Still, Duality is confusing at first. Jumping headfirst into a map I’ve never seen with guns I’ve never used was enough to worry about without a second body to keep track of, but Horn, who was serving as team captain, gave me a simple tip: stash my second body somewhere safe, then don’t worry about it until I need it. In that way, Duality can simply be used as a second chance at every round. If I strolled into the site, forgot to check the right flank and got shot in the head, I was zipped to my backup body in less than a second. If you’ve sunk 1,000 hours into one of these games and ever felt like you spent most of that time staring at a spectate screen, you can imagine how empowering it feels to make a mistake and get an instant chance to redeem yourself.
That more-or-less describes how my first Spectre match played out. We’d push, get a kill or two, die, then try to mount a comeback with our backups. By our second match, without anybody really acknowledging it, we started taking bigger risks with our spectres—splitting our bodies between two sites, aggressively tossing pucks behind enemy lines, daring to swap bodies mid-firefight to repeek an angle.
I even did something I never felt confident enough to pull off in Counter-Strike: immediately peaking mid with a sniper rifle. In one high point of my demo, I peeked a corner, killed two but died, then used that information to immediately watch that position from a longer angle with my spectre and wipe the rest of the team with a heavy machine gun. Moments like that graduated Duality from “maybe just a gimmick” to “actually, this is pretty sweet.”
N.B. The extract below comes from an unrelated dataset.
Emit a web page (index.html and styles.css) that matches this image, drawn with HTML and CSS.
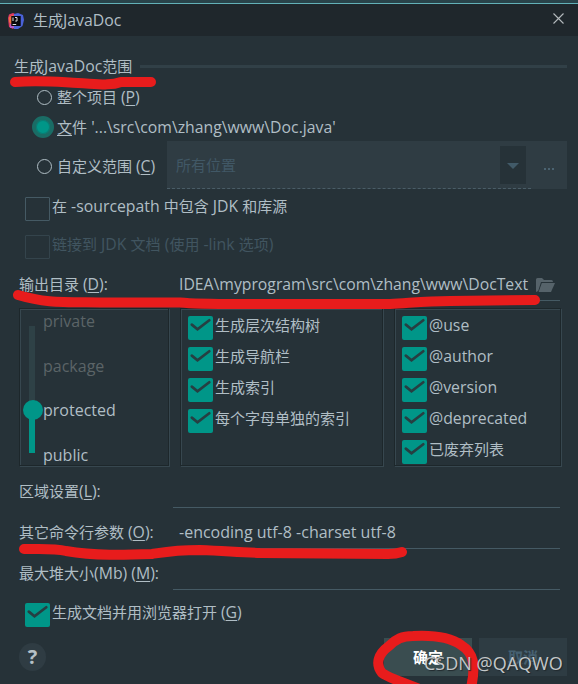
FILE: index.html
```html
<!DOCTYPE html>
<html lang="zh-CN">
<head>
<meta charset="utf-8">
<title>生成JavaDoc</title>
<link rel="stylesheet" href="styles.css">
</head>
<body>
<svg class="defs" width="0" height="0" aria-hidden="true">
  <symbol id="tick" viewBox="0 0 25 24"><path d="M3.800 8.600 9.500 13.200 21.300 4.200" fill="none" stroke="#263f42" stroke-width="2.700" stroke-linecap="round"/></symbol>
</svg>
<main class="dialog">
  <header class="titlebar">
    <svg class="logo" viewBox="0 0 16 16">
      <path d="M1 1.500 5 0l4 2-2 12-2 2-4-2-.5-4L0 5z" fill="#dc3a64"/>
      <path d="M6 1 10 0l5 2 1 5-1.500 6L10 16H6l-1-3z" fill="#4a62d8"/>
      <path d="M1 4 5 2l2 3-4 6-2-2z" fill="#f0703e"/>
      <path d="M2 11l4 1v3l-4 0z" fill="#b55ac5"/>
      <rect x="3.300" y="3" width="9.400" height="10" fill="#08080c"/>
      <path d="M5 4.500v3.500M7 4.500h2v3.500H7.300M4.600 11.500h3.600" fill="none" stroke="#ddd" stroke-width="1"/>
    </svg>
    <h1>生成<em>JavaDoc</em></h1>
    <svg class="close" viewBox="0 0 11 11"><path d="M.5.500l10 10M10.500.500l-10 10" stroke="#b4babd" stroke-width="1.100"/></svg>
  </header>
  <section class="content">
    <div class="row legend"><span>生成<em>JavaDoc</em>范围</span><i></i></div>
    <div class="row radio r1"><i class="dot"></i><span>整个项目 <em>(<u>P</u>)</em></span></div>
    <div class="row radio r2"><i class="dot on"></i><span><u>文</u>件<em> '...\src\com\zhang\www\Doc.java'</em></span></div>
    <div class="row custom">
      <div class="radio"><i class="dot"></i><span>自定义范围 <em>(<u>C</u>)</em></span></div>
      <div class="combo"><span>所有位置</span><b class="arrow"></b></div>
      <div class="more"><i></i><i></i><i></i></div>
    </div>
    <div class="row check c1"><i class="box"></i><span>在<em> -sourcepath </em>中包含<em> JDK </em>和库源</span></div>
    <div class="row check c2 disabled"><i class="box"></i><span>链接到<em> JDK </em>文档<em> (</em>使用<em> -link </em>选项<em>)</em></span></div>
    <div class="row field output"><label>输出目录 <em>(<u>D</u>):</em></label><div class="input"><span><em>IDEA\myprogram\src\com\zhang\www\DocText</em></span>
      <svg class="folder" viewBox="0 0 19 14"><path d="M0 14V1.500Q0 0 1.500 0H6l2 2h7.500Q17 2 17 4H5L2.200 13z" fill="#56636a"/><path d="M5.800 5H19l-4 9H2.600z" fill="#56636a"/></svg></div></div>
    <div class="panels">
      <div class="panel levels">
        <div class="slider"><i></i></div>
        <ul><li class="off">private</li><li class="off">package</li><li>protected</li><li>public</li></ul>
      </div>
      <div class="panel">
        <div class="check"><svg class="box"><use href="#tick"/></svg><span>生成层次结构树</span></div>
        <div class="check"><svg class="box"><use href="#tick"/></svg><span>生成导航栏</span></div>
        <div class="check"><svg class="box"><use href="#tick"/></svg><span>生成索引</span></div>
        <div class="check"><svg class="box"><use href="#tick"/></svg><span>每个字母单独的索引</span></div>
      </div>
      <div class="panel tags">
        <div class="check"><svg class="box"><use href="#tick"/></svg><span><em>@use</em></span></div>
        <div class="check"><svg class="box"><use href="#tick"/></svg><span><em>@author</em></span></div>
        <div class="check"><svg class="box"><use href="#tick"/></svg><span><em>@version</em></span></div>
        <div class="check"><svg class="box"><use href="#tick"/></svg><span><em>@deprecated</em></span></div>
        <div class="check"><svg class="box"><use href="#tick"/></svg><span>已废弃列表</span></div>
      </div>
    </div>
    <div class="row field f1"><label>区域设置<em>(<u>L</u>):</em></label><div class="input"></div></div>
    <div class="row field"><label>其它命令行参数 <em>(<u>O</u>):</em></label><div class="input"><span class="args">-encoding utf-8 -charset utf-8</span></div></div>
    <div class="row field"><label>最大堆大小<em>(Mb) (<u>M</u>):</em></label><div class="input"></div></div>
    <div class="row check open"><svg class="box"><use href="#tick"/></svg><span>生成文档并用浏览器打开 <em>(<u>G</u>)</em></span></div>
    <footer>
      <div class="help">?</div>
      <button class="ok">确定</button>
      <button class="cancel">取消</button>
    </footer>
  </section>
  <svg class="marks" viewBox="0 0 578 684" fill="none" stroke="#e81c1c" stroke-width="10" stroke-linecap="round" stroke-linejoin="round">
    <path d="M15 82C40 80 58 82 78 83S110 86 121 82L151 82"/>
    <path d="M18 295C45 303 60 302 100 302.500L180 302.500C195 304 210 304 240 304L390 304C410 303 425 301 450 301L535 300"/>
    <path d="M24 549C40 549 54 548 66 551C95 556 125 555 152 554C165 552 175 550 200 550C225 551 235 552 260 553L388 554C396 554 399 553 402 552"/>
    <path d="M422 690C402 682 389 678 382 673C375 664 378 654 389 646C396 639 402 636 413 636C432 635 450 637 461 645C474 653 476 665 471 688"/>
  </svg>
  <div class="watermark">CSDN @QAQWO</div>
</main>
</body>
</html>
```
FILE: styles.css
```css
* { box-sizing: border-box; }
body {
  margin: 0;
  background: #263238;
  color: #b0bec5;
  font: 15px/20px "Open Sans", "Noto Sans CJK SC", sans-serif;
}
.defs { position: absolute; }
.dialog { position: relative; width: 578px; height: 684px; overflow: hidden; }
u { text-underline-offset: 2px; text-decoration-thickness: 1px; }
em { font-style: normal; font-size: 15.8px; line-height: 18px; }
span, label { white-space: nowrap; }

.titlebar {
  display: flex;
  align-items: center;
  height: 36px;
  padding: 4px 14px 0 8px;
  background: linear-gradient(#29434a 3px, #62b1b8 3px 4px, #1f272c 4px);
}
.logo { width: 16px; height: 16px; margin-top: 1px; }
h1 { flex: 1; margin: 0 0 0 9px; font-size: 15px; font-weight: 400; }
.close { width: 11px; height: 11px; margin-top: -4px; }

.content { display: flex; flex-direction: column; padding-top: 20px; }
.row { display: flex; flex: none; align-items: center; }
.legend { height: 20px; margin: 0 11px 0 14px; }
.legend span { padding-bottom: 1px; }
.legend i { flex: 1; height: 3px; margin: 1px 0 0 8px; background: #314047; }

.radio { display: flex; align-items: center; }
.radio > span { padding-bottom: 1px; }
.r1 { height: 22px; margin-top: 10px; padding-left: 37px; }
.r2 { height: 22px; margin-top: 8px; padding-left: 32px; }
.dot { width: 15px; height: 15px; margin: 1px 5px 0 0; border: 1px solid #b0bec5; border-radius: 50%; }
.dot.on { width: 22px; height: 22px; margin: 0 3px 0 0; border: 4px solid #1a6c65; background: #009688; box-shadow: inset 0 0 0 1px #087f75; }

.custom { height: 48px; margin: 3px 11px 0 37px; }
.custom .radio { width: 130px; height: 50px; padding-top: 2px; }
.combo {
  display: flex;
  align-items: center;
  justify-content: space-between;
  width: 364px;
  height: 48px;
  padding: 0 5px 0 9px;
  border-bottom: 1px dashed #4a5d67;
  background: #2f3c43;
  color: #415866;
}
.arrow { display: flex; align-items: center; justify-content: center; width: 26px; height: 38px; background: #263238; }
.arrow::after { content: ""; border: 6px solid transparent; border-top-color: #415a68; border-bottom: 0; margin-top: 2px; }
.more { display: flex; flex: 1; gap: 2px; align-items: center; height: 48px; padding: 8px 0 0 13px; background: #2f3c43; }
.more i { width: 2px; height: 2px; background: #4b6371; }

.check { display: flex; align-items: flex-start; height: 31px; }
.check span { margin: -1px 0 0 2px; }
.row.check { align-items: flex-start; }
.box { flex: none; width: 25px; height: 24px; border: 1px solid #455a64; border-radius: 1px; }
svg.box { border: 0; background: #009688; border-radius: 2px; }
.c1 { height: 24px; margin-top: 8px; padding-left: 25px; }
.c2 { height: 24px; margin-top: 14px; padding-left: 25px; }
.disabled { color: #415560; }
.disabled .box { border-color: #34444c; }

.field { height: 41px; padding: 0 18px 0 19px; align-items: stretch; }
.field label { width: 154px; padding-top: 14px; }
.input { display: flex; flex: 1; padding: 14px 0 0 6px; border-bottom: 1px solid #455a64; }
.input span { width: 357px; }
.input .args { font-size: 16px; }
.output { margin-top: 1px; }
.output em { font-size: 15.750px; }
.folder { width: 19px; height: 14px; margin-top: 4px; }

.panels { display: flex; gap: 11px; height: 158px; margin: 7px 16px 0 19px; }
.panel { width: 203px; padding: 7px; border: 1px solid #1d272b; box-shadow: inset 1px 1px #37474f, 1px 1px #37474f; }
.levels { display: flex; width: 150px; padding: 0; }
.tags { width: 167px; }
.slider { display: flow-root; width: 6px; height: 127px; margin: 17px 8px 0 9px; background: linear-gradient(#2e4146 85px, #009688 85px); }
.slider i { display: block; width: 20px; height: 20px; margin: 74px 0 0 -6px; border-radius: 50%; background: #009688; }
ul { margin: 2px 0 0; padding: 0; list-style: none; font-size: 16px; }
li { height: 44.700px; }
.off { color: #5b6467; }

.f1 { margin-top: 1px; }
.open { height: 24px; margin-top: 13px; padding-left: 25px; }
footer { display: flex; margin: 11px 11px 0 19px; }
.help { width: 27px; height: 28px; margin: 5px auto 0 0; border-radius: 50%; background: #2f3c43; color: #b5c0c6; font: 700 20px/28px "Open Sans", sans-serif; text-align: center; }
button { width: 88px; height: 38px; padding: 0; border: 0; font: 700 15px/38px "Open Sans", "Noto Sans CJK SC", sans-serif; }
.ok { margin-right: 7px; background: #3a4d50; color: #fff; }
.cancel { background: #2e3c43; color: #466071; }

.marks { position: absolute; inset: 0; width: 578px; height: 684px; pointer-events: none; }
.watermark { position: absolute; left: 424px; top: 651px; font: 18px/24px "Open Sans", sans-serif; color: #c3c7c9; text-shadow: 1px 1px 1px #20282c; white-space: nowrap; }
```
The highs helped soften some pretty spectacular blunders, too. Several times I tried to throw a smoke grenade but accidentally tossed my spectre puck instead, offering up my backup life as an unholy sacrifice to the other team. At one point, our team was on a three-round winning streak and I tried to get fancy by body swapping while I was planting the bomb (a tactic Spectre supports), but I messed up the inputs and ended up lining up an easy double kill for the last enemy on the team. That’s when I discovered another hidden benefit of 3v3: four fewer people watching your worst screw ups live in HD.
Skill issue
Body swapping is Mountaintop’s flashiest feature, but Spectre’s gunplay is arguably its biggest break in tradition. Every Spectre gun has aim-down-sights, and with the exception of sniper rifles, you can move and shoot without losing accuracy.
It’s hard to overstate how much of a difference this makes—learning to come to a complete stop in Counter-Strike before firing a shot is a skill unique to this specific type of game. Leaving it behind risks alienating tac shooter lifers who’ve been shooting from the hip for 20 years, but Mountaintop believes it’ll also attract a new faction of FPS fans who’ve never jived with CS.
“We’re super excited about true-to-crosshair ADS unlocking tac shooters for a whole group of people for whom [Counter-Strike’s] shooting model is not the right thing for them,” Horn said. “Hopefully we’ve given them that.”
But Horn points out one aspect of Spectre’s guns that should feel familiar to the tac shooter senior class is recoil patterns—they’re deterministic, meaning they can be studied and mastered. There is some random spread when hipfiring, a tactic that Horn only recommends in very close-quarters scenarios.
“At the end of the day, you’re still mastering recoil patterns, but they’re more immediately understandable. You don’t have to go research the pattern, you just shoot the wall, watch your crosshair.”
I might just be one of those potential converts. Spectre’s shooting was immediately comfortable and right to me in a way I’ve never felt in CS. Browsing the buy menu was like pacing the aisles of a candy store. I wanted to try everything, and I liked almost all of it. But I don’t think traditional ADS will mean everyone can easily pop headshots like they do in Rainbow Six Siege. The recoil on SMGs and lower-tier assault rifles are still a handful—I’m just better equipped to deal with them. I do wonder what sort of unexpected affects Spectre’s gunplay and Duality will have on this sort of game. Will teams struggle to take rounds slowly when they always have a backup life?
Utility
I’ll draw a circle around one more major aspect of Spectre: Sponsor kits. These are essentially classes that come with unique utility. I noticed a lot of Valorant in these kits—varieties of smoke grenades, vision-blocking walls, and proximity mines all stylized around a fictional corporate sponsor in the world of Spectre—but they’re noticeably toned down. Utility isn’t meant to be the star of the show.
“There are no over-the-top ultimates to act as an insta-win button,” Horn says in an overview video. “Skill reigns supreme.”
But Spectre’s kits are still louder than Counter-Strike’s grounded utility belt. One class has a self-heal that replenishes both of your bodies at once, and also grants a speed boost to the user’s spectre. There’s a scanning dart that’s extremely close to Sova’s recon arrow in Valorant and a smoke grenade that can automatically teleport your spectre wherever it lands.
Other notable details
- Matches are shorter than CS2 and Valorant: 7-round halves
- Guns are bought in pairs: One “specialist” weapon for your first body, and an “anchor weapon” for your spectre
- You can split the cost of guns with teammates
- Guns can be dropped, picked up, and saved, meaning you can end up with two AWPs on one player
- Free-to-play, gun skins, battle passes, the works: Mountaintop says all of its skin upgrades can be grinded
I take it as a good sign when I’m several days removed from playing a multiplayer shooter and can’t stop thinking about when I’ll get to play it next. Today represents Mountaintop’s official debut of Spectre, but Horn tells me they’ve actually held closed testing for over a year now. The Steam page for Spectre is live now, where you can also request access to the next playtest.